Tier 2: The Debt Eraser ($1,000 – ???). If you have high-interest debt (like credit cards), your next dollars should go to aggressively paying that down. The math is brutal: a credit card charging 22% APR is a guaranteed 22% loss. No investment can reliably beat that. Paying off a $500 credit card balance is like earning a 22% return on your money. That’s a far better use of your next $500 than any stock pick.

Tier 3: The Full Emergency Fund (3-6 Months of Essential Expenses). Once high-interest debt is gone, you funnel your automatic savings back to that high-yield account until you have 3-6 months of rent, groceries, utilities, and transportation saved. This is your “sleep at night” money. This is the fund that turns a job loss from a catastrophe into an inconvenience.

This tiered system is why that first $10 is so critical. It builds the muscle. It gets you into the game. You can’t build Tier 3 without first mastering Tier 1. And Tier 1 starts with a single deposit.

Common Questions

“What if I literally can’t save $10 a week? I’m barely covering bills.”

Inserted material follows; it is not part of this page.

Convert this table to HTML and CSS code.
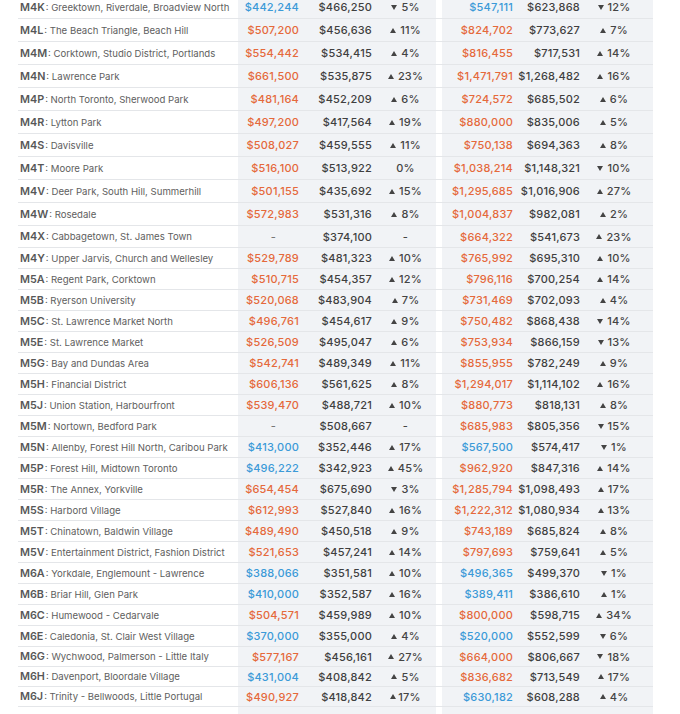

I hear you. I’ve been there. If $10 feels impossible, start with $1. Seriously. The habit is everything. Can you find one extra dollar this week? Maybe it’s collecting change from around the house, or skipping a single soda from the vending machine. Transfer that $1. The next week, try for $2. The point is to start the engine, no matter how slowly it turns over. You can also look for a single, one-time way to generate $10: sell an old book online, return a bottle deposit, or do a 10-minute online micro-task. That one-time seed is all you need to begin the automatic cycle.

“Is it even worth investing such small amounts? The fees will eat it up.”

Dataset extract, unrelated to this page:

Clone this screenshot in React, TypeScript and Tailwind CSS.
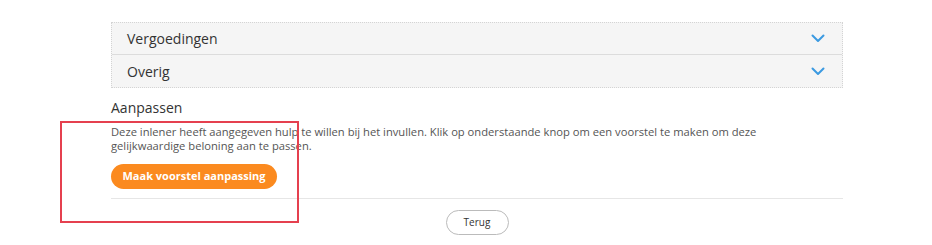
import React from "react";

function Chevron() {
  return (
    <svg width="14" height="9" viewBox="0 0 14 9" fill="none">
      <path d="M1.5 1.5 L7 7 L12.5 1.5" stroke="#3b9ae1" strokeWidth="2" strokeLinecap="round" strokeLinejoin="round" />
    </svg>
  );
}

function Row({ label, last }: { label: string; last?: boolean }) {
  return (
    <div className={`flex h-[32px] items-center justify-between pl-[15px] pr-[17px] ${last ? "" : "border-b border-[#dcdcdc]"}`}>
      <span className="text-[14px] text-[#333]">{label}</span>
      <Chevron />
    </div>
  );
}

export default function App() {
  return (
    <div className="relative h-[245px] w-[932px] bg-white" style={{ fontFamily: '"Open Sans", sans-serif' }}>
      <div className="ml-[111px] w-[732px] pt-[22px]">
        <div className="border border-dotted border-[#d4d4d4] bg-[#f5f5f5]">
          <Row label="Vergoedingen" />
          <Row label="Overig" last />
        </div>
        <div className="mt-[11px] text-[14px] leading-[18px] text-[#333]">Aanpassen</div>
        <p className="mt-[8px] text-[11.2px] leading-[14px] text-[#555]">
          Deze inlener heeft aangegeven hulp te willen bij het invullen. Klik op onderstaande knop om een voorstel te maken om deze
          <br />
          gelijkwaardige beloning aan te passen.
        </p>
        <button className="mt-[11px] flex h-[25px] w-[166px] items-center justify-center rounded-full bg-[#fb8a1f] text-[11px] font-bold text-white">
          Maak voorstel aanpassing
        </button>
        <div className="mt-[9px] h-px w-full bg-[#e6e6e6]" />
        <div className="mt-[11px] flex justify-center">
          <button className="flex h-[25px] w-[63px] items-center justify-center rounded-full border border-[#bbb] text-[10px] text-[#333]">
            Terug
          </button>
        </div>
      </div>
      <div className="absolute left-[60px] top-[121px] h-[102px] w-[239px] border-2 border-[#e5404f]" />
    </div>
  );
}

This is a great and important question. The short answer is: don’t invest it yet. For your first $10, $100, or even $1,000, investing in the market isn’t the right move because of volatility and potential account minimums or fees. That money is your emergency foundation. The *act* of saving it is the investment in your habit. Once you have your starter emergency fund and are debt-free, you can look into low-cost index funds or ETFs through a brokerage that allows for fractional shares and has no account minimums. But that’s a topic for another day. Today, the mission is simply to save the $10.

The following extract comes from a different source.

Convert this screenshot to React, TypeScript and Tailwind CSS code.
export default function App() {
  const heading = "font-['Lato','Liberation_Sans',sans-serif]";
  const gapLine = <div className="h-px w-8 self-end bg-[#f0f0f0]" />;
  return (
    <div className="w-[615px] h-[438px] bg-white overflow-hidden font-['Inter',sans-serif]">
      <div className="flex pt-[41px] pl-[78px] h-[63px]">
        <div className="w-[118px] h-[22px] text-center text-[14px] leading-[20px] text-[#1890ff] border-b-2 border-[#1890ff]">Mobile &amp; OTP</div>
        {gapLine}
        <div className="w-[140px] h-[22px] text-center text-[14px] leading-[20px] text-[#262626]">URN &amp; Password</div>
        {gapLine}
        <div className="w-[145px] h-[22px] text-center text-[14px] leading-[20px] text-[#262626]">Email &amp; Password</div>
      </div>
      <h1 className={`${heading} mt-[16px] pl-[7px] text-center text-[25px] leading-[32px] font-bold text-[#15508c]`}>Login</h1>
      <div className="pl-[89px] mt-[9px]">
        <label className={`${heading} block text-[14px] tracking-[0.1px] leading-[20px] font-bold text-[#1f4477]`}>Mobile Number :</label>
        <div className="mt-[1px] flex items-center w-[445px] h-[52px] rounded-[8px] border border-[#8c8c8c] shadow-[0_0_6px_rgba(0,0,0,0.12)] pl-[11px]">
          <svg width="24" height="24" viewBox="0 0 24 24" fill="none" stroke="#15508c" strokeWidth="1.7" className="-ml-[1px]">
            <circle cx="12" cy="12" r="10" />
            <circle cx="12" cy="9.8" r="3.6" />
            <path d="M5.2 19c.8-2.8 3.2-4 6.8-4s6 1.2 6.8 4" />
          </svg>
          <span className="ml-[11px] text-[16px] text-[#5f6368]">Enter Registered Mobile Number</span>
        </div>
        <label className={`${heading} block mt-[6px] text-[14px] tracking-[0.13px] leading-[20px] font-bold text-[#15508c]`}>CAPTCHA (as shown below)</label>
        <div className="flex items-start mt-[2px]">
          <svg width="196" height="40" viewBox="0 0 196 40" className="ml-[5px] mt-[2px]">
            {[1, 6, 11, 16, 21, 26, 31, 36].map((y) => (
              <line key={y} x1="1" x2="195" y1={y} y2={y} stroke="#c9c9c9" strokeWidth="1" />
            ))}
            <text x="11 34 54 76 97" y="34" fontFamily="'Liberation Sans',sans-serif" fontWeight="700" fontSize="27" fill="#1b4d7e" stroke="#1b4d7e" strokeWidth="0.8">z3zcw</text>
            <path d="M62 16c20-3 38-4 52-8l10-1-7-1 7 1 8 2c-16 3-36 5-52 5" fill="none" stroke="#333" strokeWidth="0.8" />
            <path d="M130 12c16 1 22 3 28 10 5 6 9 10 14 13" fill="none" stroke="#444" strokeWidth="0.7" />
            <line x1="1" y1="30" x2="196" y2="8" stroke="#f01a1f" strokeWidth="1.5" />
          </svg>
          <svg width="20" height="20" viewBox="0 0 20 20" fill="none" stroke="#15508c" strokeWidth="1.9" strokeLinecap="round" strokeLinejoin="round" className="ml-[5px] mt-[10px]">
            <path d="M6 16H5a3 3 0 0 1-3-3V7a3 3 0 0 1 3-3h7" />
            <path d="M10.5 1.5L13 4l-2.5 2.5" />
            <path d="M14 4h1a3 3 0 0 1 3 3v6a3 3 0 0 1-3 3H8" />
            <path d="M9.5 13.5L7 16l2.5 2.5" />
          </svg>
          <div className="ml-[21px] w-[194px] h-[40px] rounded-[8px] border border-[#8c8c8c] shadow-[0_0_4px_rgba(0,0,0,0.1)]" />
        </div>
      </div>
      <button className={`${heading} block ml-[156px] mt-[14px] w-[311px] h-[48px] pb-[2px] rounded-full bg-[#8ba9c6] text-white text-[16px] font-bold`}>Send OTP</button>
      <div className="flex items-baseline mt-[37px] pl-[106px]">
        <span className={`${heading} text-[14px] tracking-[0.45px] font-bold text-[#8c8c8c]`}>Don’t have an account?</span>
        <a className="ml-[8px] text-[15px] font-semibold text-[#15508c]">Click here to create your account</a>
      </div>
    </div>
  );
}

“How do I stay motivated when the number is so small?”

Shift your metric of success. Stop looking at the balance (which will grow slowly at first) and start tracking your “streak.” How many weeks in a row have you made your automatic transfer? Celebrate a 4-week streak. Then a 12-week streak. Then a 6-month streak. You’re not motivating yourself with the money; you’re motivating yourself with the consistency. Another trick: visually track it. Draw a thermometer on a piece of paper and color it in as you hit milestones ($100, $250, $500). Tape it to your bathroom mirror. Seeing the progress visually, no matter how small, taps into a different part of your brain than a number on a screen.


The bottom line: Your financial future isn’t built on a windfall or a lucky stock pick. It’s built on the quiet, unglamorous habit of setting aside a small amount of money, consistently, over a long period of time. That habit starts not with a thousand dollars, but with ten. It starts not with perfection, but with a single, automated transfer. It starts not with a complex investment strategy, but with the simple, powerful act of deciding you are worth paying first. Your first $10 isn’t a drop in the ocean. It’s the first drop that makes the ocean possible.


This article is for educational purposes only and reflects general personal finance perspectives. It is not financial, investment, or tax advice. Consult a licensed professional for your specific situation.